ISetoid₂ : ∀ {ι₁ ι₂ α} {I₁ : Set ι₁} {I₂ : I₁ -> Set ι₂} (A : ∀ i₁ -> I₂ i₁ -> Set α) β
         -> Set (ι₁ ⊔ ι₂ ⊔ α ⊔ suc β)
ISetoid₂ A = ISetoid (uncurry A)

Not very big difference, but looks slightly nicer to me. Here is my variant of setoid over a Functor. And the Cat category.

---

I'll elaborate a bit. Functors are equal if they map equal objects to equal objects and equal morphisms to equal morphisms.

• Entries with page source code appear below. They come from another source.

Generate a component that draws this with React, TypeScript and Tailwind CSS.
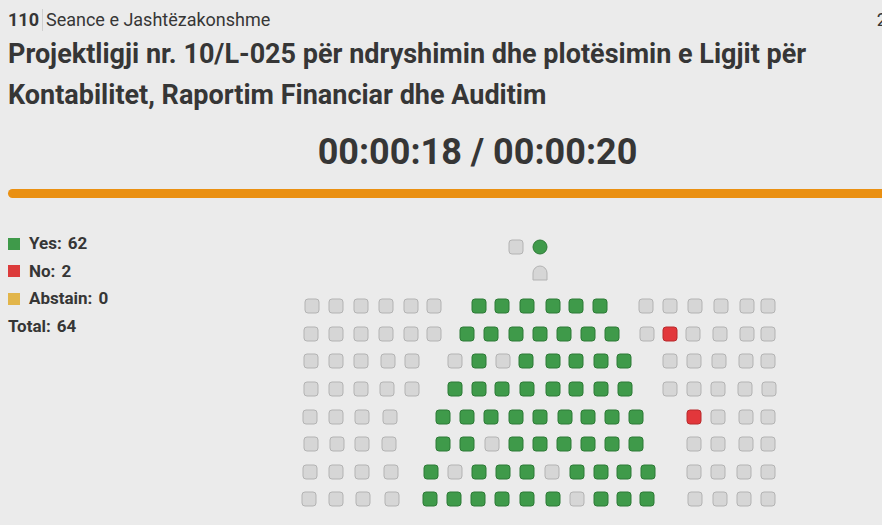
import React from "react";

type Vote = "g" | "y" | "n";

// seat centres, measured in page pixels
const rows: { y: number; seats: [number, Vote][] }[] = [
  {
    y: 306,
    seats: [
      [312, "g"], [336, "g"], [361, "g"], [386, "g"], [411, "g"], [434, "g"],
      [479, "y"], [502, "y"], [527, "y"], [553, "y"], [576, "y"], [600, "y"],
      [646, "g"], [670, "g"], [695, "g"], [721, "g"], [747, "g"], [768, "g"],
    ],
  },
  {
    y: 334,
    seats: [
      [311, "g"], [336, "g"], [361, "g"], [386, "g"], [411, "g"], [434, "g"],
      [467, "y"], [491, "y"], [516, "y"], [540, "y"], [564, "y"], [588, "y"], [612, "y"],
      [647, "g"], [670, "n"], [693, "g"], [720, "g"], [747, "g"], [768, "g"],
    ],
  },
  {
    y: 361,
    seats: [
      [311, "g"], [336, "g"], [361, "g"], [388, "g"], [412, "g"],
      [455, "g"], [479, "y"], [503, "g"], [526, "y"], [553, "y"], [576, "y"], [601, "y"], [624, "y"],
      [670, "g"], [694, "g"], [719, "g"], [746, "g"], [768, "g"],
    ],
  },
  {
    y: 389,
    seats: [
      [311, "g"], [336, "g"], [361, "g"], [387, "g"], [412, "g"],
      [455, "y"], [479, "y"], [502, "y"], [527, "y"], [553, "y"], [576, "y"], [601, "y"], [625, "y"],
      [670, "g"], [694, "g"], [718, "g"], [745, "g"], [769, "g"],
    ],
  },
  {
    y: 417,
    seats: [
      [310, "g"], [336, "g"], [362, "g"], [390, "g"],
      [443, "y"], [467, "y"], [491, "y"], [516, "y"], [540, "y"], [565, "y"], [588, "y"], [612, "y"], [636, "y"],
      [694, "n"], [718, "g"], [746, "g"], [768, "g"],
    ],
  },
  {
    y: 444,
    seats: [
      [311, "g"], [337, "g"], [362, "g"], [389, "g"],
      [443, "y"], [467, "y"], [492, "g"], [516, "y"], [540, "y"], [564, "y"], [588, "y"], [612, "y"], [636, "y"],
      [694, "g"], [718, "g"], [746, "g"], [768, "g"],
    ],
  },
  {
    y: 472,
    seats: [
      [310, "g"], [336, "g"], [362, "g"], [391, "g"],
      [431, "y"], [455, "g"], [479, "y"], [503, "y"], [527, "y"], [552, "g"], [577, "y"], [601, "y"], [624, "y"], [648, "y"],
      [694, "g"], [718, "g"], [744, "g"], [768, "g"],
    ],
  },
  {
    y: 499,
    seats: [
      [309, "g"], [336, "g"], [363, "g"], [392, "g"],
      [430, "y"], [454, "y"], [478, "y"], [502, "y"], [527, "y"], [553, "y"], [577, "g"], [601, "y"], [624, "y"], [647, "y"],
      [695, "g"], [720, "g"], [744, "g"], [768, "g"],
    ],
  },
];

const fills: Record<Vote, { fill: string; stroke: string }> = {
  g: { fill: "#d6d6d6", stroke: "#b3b3b3" },
  y: { fill: "#3f9a4a", stroke: "#2d7a36" },
  n: { fill: "#e2373b", stroke: "#b82a2d" },
};

function Seat({ x, y, v }: { x: number; y: number; v: Vote }) {
  const c = fills[v];
  return (
    <rect
      x={x - 7}
      y={y - 7}
      width={14}
      height={14}
      rx={3}
      fill={c.fill}
      stroke={c.stroke}
      strokeWidth={1}
    />
  );
}

function SeatMap() {
  return (
    <svg width={500} height={290} viewBox="290 230 500 290" className="shrink-0">
      <Seat x={516} y={247} v="g" />
      <circle cx={540} cy={247} r={7} fill="#3f9a4a" stroke="#2d7a36" />
      <path
        d="M533 280 V273 a7 7 0 0 1 14 0 V280 Z"
        fill="#d6d6d6"
        stroke="#b3b3b3"
      />
      {rows.map((r) =>
        r.seats.map(([x, v], i) => <Seat key={`${r.y}-${i}`} x={x} y={r.y} v={v} />),
      )}
    </svg>
  );
}

function LegendRow({ color, label, value }: { color?: string; label: string; value: number }) {
  return (
    <div className="flex h-[27.5px] items-center">
      {color && <span className="mr-[9px] h-[12px] w-[12px] shrink-0" style={{ background: color }} />}
      <span>{label}</span>
      <span className="ml-[6px]">{value}</span>
    </div>
  );
}

export default function App() {
  return (
    <div
      className="h-[525px] w-[882px] overflow-hidden bg-[#ebebeb] text-[#363636]"
      style={{ fontFamily: "Roboto, 'Noto Sans', sans-serif" }}
    >
      <div className="w-[955px] px-2">
        <div className="flex h-[32px] items-end justify-between text-[18px] leading-[24px]">
          <div className="flex items-center">
            <span className="font-bold">110</span>
            <span className="mx-[3px] h-[22px] w-px bg-[#cfcfcf]" />
            <span>Seance e Jashtëzakonshme</span>
          </div>
          <span className="whitespace-nowrap">22.03.24</span>
        </div>

        <h1 className="mt-[2px] pr-[60px] text-[27px] font-bold leading-[41px]">
          Projektligji nr. 10/L-025 për ndryshimin dhe plotësimin e Ligjit për Kontabilitet, Raportim
          Financiar dhe Auditim
        </h1>

        <div className="mt-[14px] text-center text-[36px] font-bold leading-[44px]">
          00:00:18 / 00:00:20
        </div>

        <div className="mt-[15px] h-[9px] w-full rounded-full bg-[#ea9012]" />

        <div className="mt-[32px] flex">
          <div className="w-[282px] shrink-0 text-[17px] font-bold">
            <LegendRow color="#3f9a4a" label="Yes:" value={62} />
            <LegendRow color="#dc3b3b" label="No:" value={2} />
            <LegendRow color="#e2b54a" label="Abstain:" value={0} />
            <LegendRow label="Total:" value={64} />
          </div>
          <SeatMap />
        </div>
      </div>
    </div>
  );
}
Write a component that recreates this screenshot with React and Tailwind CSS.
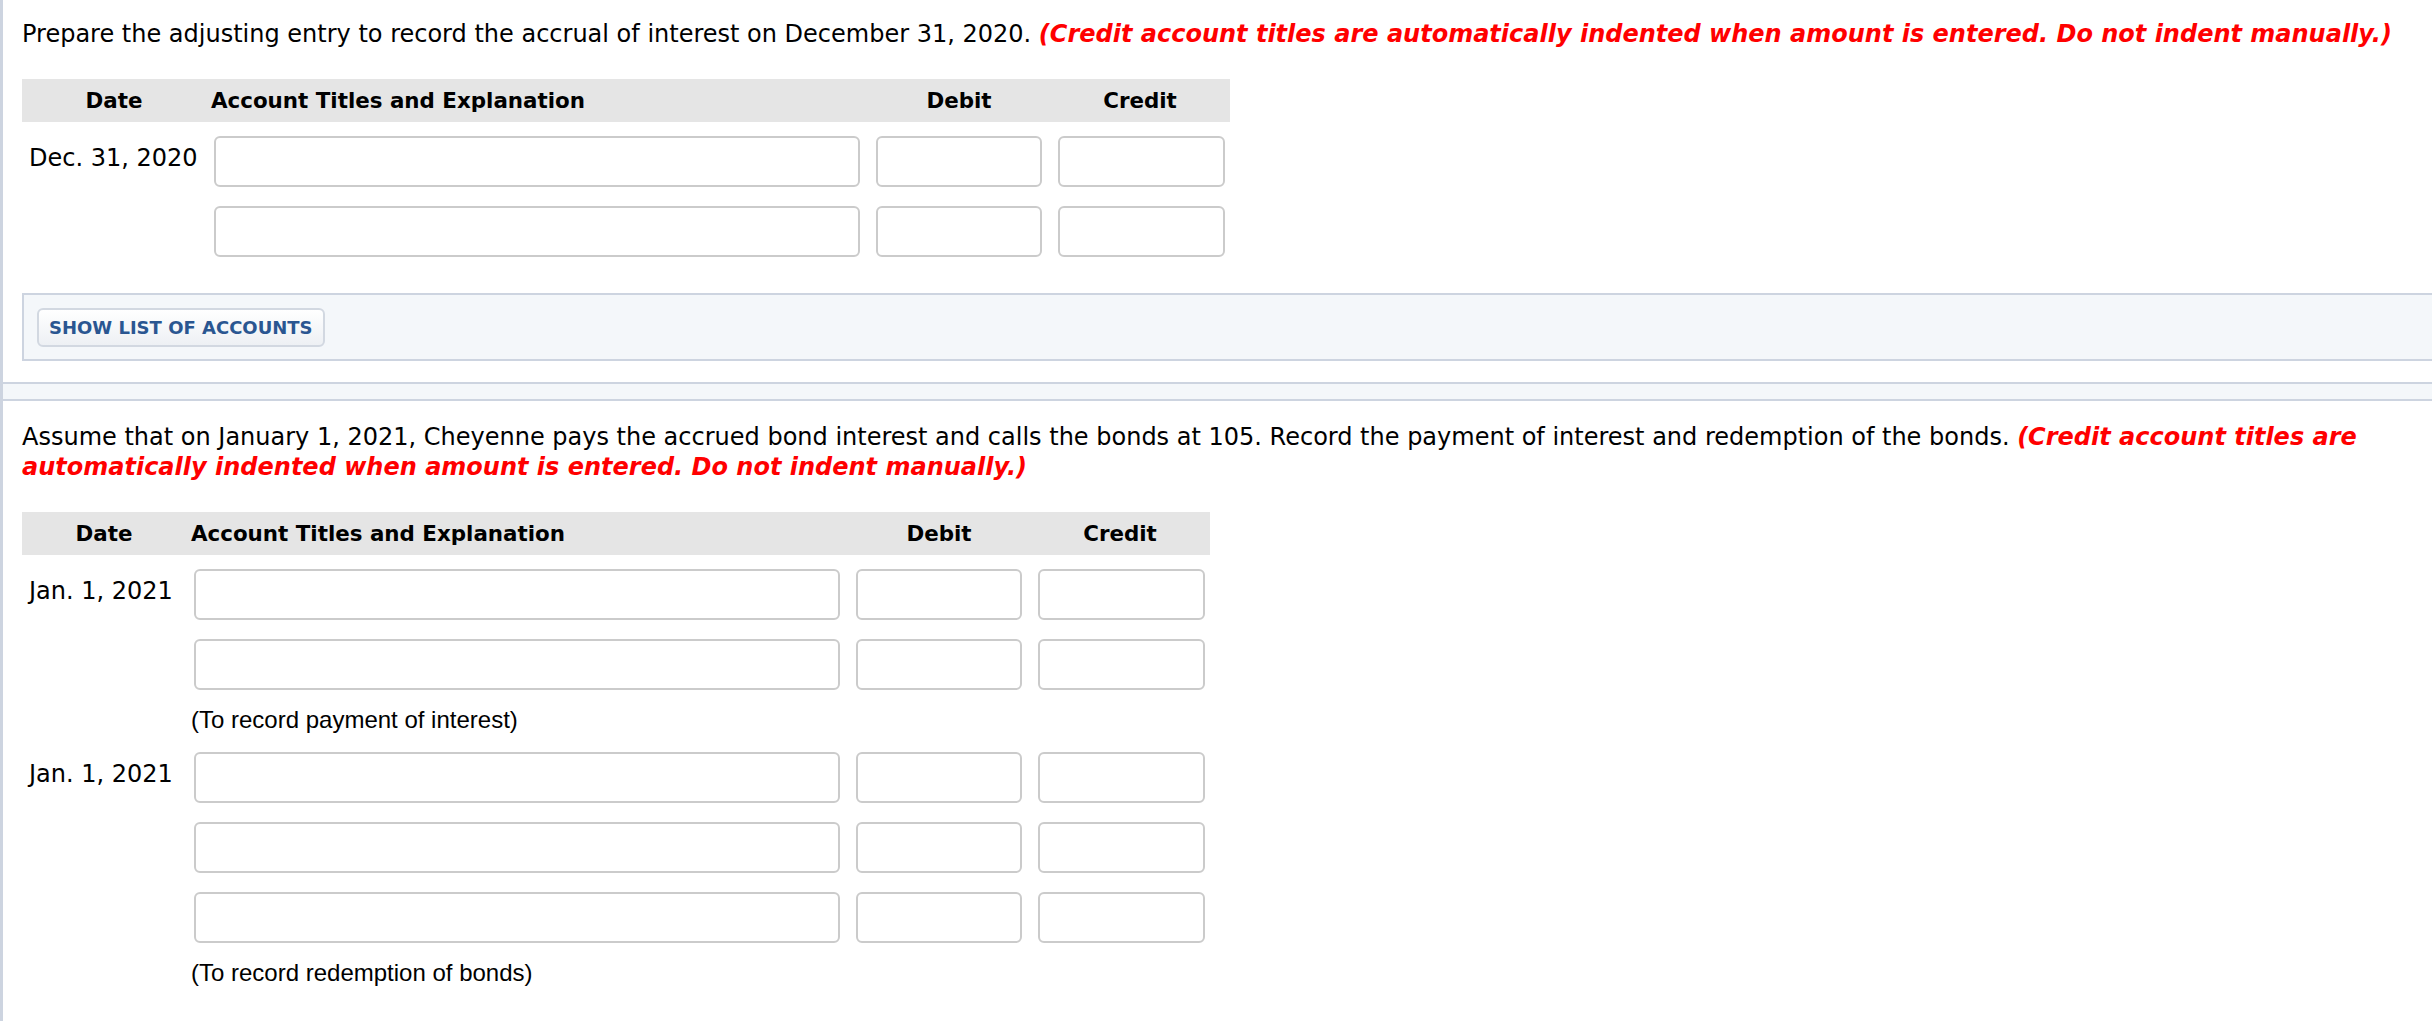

But the latter implies the former, since if two moprhisms are equal then their domains and codomains are equal as well, so we get equality of objects from equality of identity morphisms:

F₁ (id A) ≈ G₁ (id A)
id (F₀ A) ≈ id (G₀ A)
F₀ A      ≡ G₀ A

In the standard categories library and in mine functors are equal if they map definitionally equal morphisms to equal morphisms (I wonder why):

F ≈ G = ∀ f -> F₁ f ≈ G₁ f

The problem here is that to say f ≈ g we need f and g to be morphisms between the same objects. But

f : A ⇒ B
F₁ f : F₀ A ⇒ F₀ B
G₁ f : G₀ A ⇒ G₀ B

F₁ f and G₁ f are of different types. The solution is to construct heterogeneous equality over the existing homogeneous

data _∼_ {A B} (f : A ⇒ B) : ∀ {X Y} → (X ⇒ Y) → Set (ℓ ⊔ e) where
  ≡⇒∼ : {g : A ⇒ B} → .(f ≡ g) → f ∼ g

We can deal with this more systematically and make the heterogeneous setoid from any indexed setoid:

data _≋_ {i} (x : A i) : ∀ {j} -> A j -> Set β where
  hetero : {y : A i} -> x ≈ y -> x ≋ y

(One nice thing is that using this transformation we can make Agda's heterogeneous equality from propositional equality.)